[START]
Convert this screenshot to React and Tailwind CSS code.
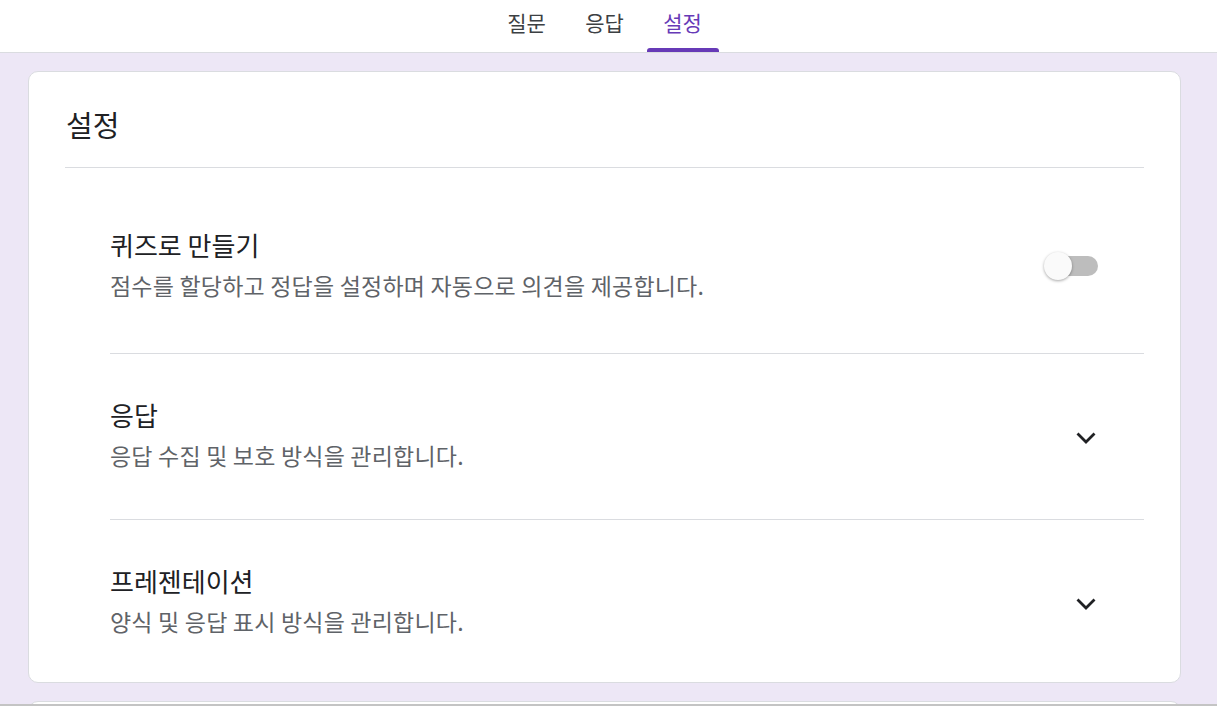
import React, { useState } from 'react';

const font = { fontFamily: '"Noto Sans CJK KR", "Noto Sans", sans-serif' };

const tabs = ['질문', '응답', '설정'];

const Chevron = () => (
  <svg width="22" height="14" viewBox="0 0 22 14" fill="none">
    <polyline points="2.5,2.5 11,11 19.5,2.5" stroke="#202124" strokeWidth="2.8" />
  </svg>
);

const Toggle = ({ on, onClick }) => (
  <button type="button" onClick={onClick} className="relative w-[50px] h-[20px] rounded-full bg-[#bdbdbd]">
    <span
      className={`absolute top-[-4px] w-[28px] h-[28px] rounded-full bg-[#fafafa] shadow-[0_1px_3px_rgba(0,0,0,0.35)] ${on ? 'left-[26px]' : 'left-[-4px]'}`}
    />
  </button>
);

const SettingRow = ({ title, desc, right, first, last }) => (
  <div
    className={`flex items-center justify-between ${first ? 'pt-[61px] pb-[52px]' : last ? 'pt-[45px] pb-[45px]' : 'pt-[45px] pb-[48px]'} ${last ? '' : 'border-b border-[#dadce0]'}`}
  >
    <div className="flex flex-col gap-[8px]">
      <div className="text-[26px] leading-[32px] text-[#202124]">{title}</div>
      <div className="text-[23px] leading-[32px] tracking-[0.2px] text-[#5f6368]">{desc}</div>
    </div>
    {right}
  </div>
);

export default function App() {
  const [quiz, setQuiz] = useState(false);

  return (
    <div className="h-[706px] overflow-hidden bg-[#ede7f6]" style={font}>
      <div className="bg-white border-b border-[#dadce0] h-[53px] pr-[8px] flex justify-center gap-[6px]">
        {tabs.map((t) => (
          <div key={t} className="relative w-[72px] flex justify-center pt-[7px]">
            <span className={`text-[21px] leading-[30px] ${t === '설정' ? 'text-[#673ab7]' : 'text-[#3c4043]'}`}>{t}</span>
            {t === '설정' && (
              <span className="absolute bottom-[0px] left-0 right-0 h-[4px] rounded-t-[3px] bg-[#673ab7]" />
            )}
          </div>
        ))}
      </div>

      <div className="pr-[8px]">
        <div className="mx-[28px] mt-[18px] bg-white border border-[#dadce0] rounded-[10px] px-[36px]">
          <div className="pt-[34px] pb-[25px] pl-[1px] border-b border-[#dadce0] text-[29px] leading-[36px] text-[#202124]">
            설정
          </div>
          <div className="ml-[45px]">
            <SettingRow
              first
              title="퀴즈로 만들기"
              desc="점수를 할당하고 정답을 설정하며 자동으로 의견을 제공합니다."
              right={<div className="mr-[46px] mt-[2px] flex"><Toggle on={quiz} onClick={() => setQuiz(!quiz)} /></div>}
            />
            <SettingRow
              title="응답"
              desc="응답 수집 및 보호 방식을 관리합니다."
              right={<div className="mr-[47px] pt-[6px] flex"><Chevron /></div>}
            />
            <SettingRow
              last
              title="프레젠테이션"
              desc="양식 및 응답 표시 방식을 관리합니다."
              right={<div className="mr-[47px] pt-[5px] flex"><Chevron /></div>}
            />
          </div>
        </div>

        <div className="mx-[28px] mt-[18px] h-[40px] bg-white border border-[#dadce0] rounded-t-[10px]" />
      </div>
      <div className="fixed bottom-0 left-0 right-0 h-[2px] bg-[#c4c4c4]" />
    </div>
  );
}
[END]
## REQUIRED TASK
Set down the material above as is, without any pictures.

## OUTPUT FOR THIS TASK
Convert this screenshot to React and Tailwind CSS code.
import React, { useState } from 'react';

const font = { fontFamily: '"Noto Sans CJK KR", "Noto Sans", sans-serif' };

const tabs = ['질문', '응답', '설정'];

const Chevron = () => (
  <svg width="22" height="14" viewBox="0 0 22 14" fill="none">
    <polyline points="2.5,2.5 11,11 19.5,2.5" stroke="#202124" strokeWidth="2.8" />
  </svg>
);

const Toggle = ({ on, onClick }) => (
  <button type="button" onClick={onClick} className="relative w-[50px] h-[20px] rounded-full bg-[#bdbdbd]">
    <span
      className={`absolute top-[-4px] w-[28px] h-[28px] rounded-full bg-[#fafafa] shadow-[0_1px_3px_rgba(0,0,0,0.35)] ${on ? 'left-[26px]' : 'left-[-4px]'}`}
    />
  </button>
);

const SettingRow = ({ title, desc, right, first, last }) => (
  <div
    className={`flex items-center justify-between ${first ? 'pt-[61px] pb-[52px]' : last ? 'pt-[45px] pb-[45px]' : 'pt-[45px] pb-[48px]'} ${last ? '' : 'border-b border-[#dadce0]'}`}
  >
    <div className="flex flex-col gap-[8px]">
      <div className="text-[26px] leading-[32px] text-[#202124]">{title}</div>
      <div className="text-[23px] leading-[32px] tracking-[0.2px] text-[#5f6368]">{desc}</div>
    </div>
    {right}
  </div>
);

export default function App() {
  const [quiz, setQuiz] = useState(false);

  return (
    <div className="h-[706px] overflow-hidden bg-[#ede7f6]" style={font}>
      <div className="bg-white border-b border-[#dadce0] h-[53px] pr-[8px] flex justify-center gap-[6px]">
        {tabs.map((t) => (
          <div key={t} className="relative w-[72px] flex justify-center pt-[7px]">
            <span className={`text-[21px] leading-[30px] ${t === '설정' ? 'text-[#673ab7]' : 'text-[#3c4043]'}`}>{t}</span>
            {t === '설정' && (
              <span className="absolute bottom-[0px] left-0 right-0 h-[4px] rounded-t-[3px] bg-[#673ab7]" />
            )}
          </div>
        ))}
      </div>

      <div className="pr-[8px]">
        <div className="mx-[28px] mt-[18px] bg-white border border-[#dadce0] rounded-[10px] px-[36px]">
          <div className="pt-[34px] pb-[25px] pl-[1px] border-b border-[#dadce0] text-[29px] leading-[36px] text-[#202124]">
            설정
          </div>
          <div className="ml-[45px]">
            <SettingRow
              first
              title="퀴즈로 만들기"
              desc="점수를 할당하고 정답을 설정하며 자동으로 의견을 제공합니다."
              right={<div className="mr-[46px] mt-[2px] flex"><Toggle on={quiz} onClick={() => setQuiz(!quiz)} /></div>}
            />
            <SettingRow
              title="응답"
              desc="응답 수집 및 보호 방식을 관리합니다."
              right={<div className="mr-[47px] pt-[6px] flex"><Chevron /></div>}
            />
            <SettingRow
              last
              title="프레젠테이션"
              desc="양식 및 응답 표시 방식을 관리합니다."
              right={<div className="mr-[47px] pt-[5px] flex"><Chevron /></div>}
            />
          </div>
        </div>

        <div className="mx-[28px] mt-[18px] h-[40px] bg-white border border-[#dadce0] rounded-t-[10px]" />
      </div>
      <div className="fixed bottom-0 left-0 right-0 h-[2px] bg-[#c4c4c4]" />
    </div>
  );
}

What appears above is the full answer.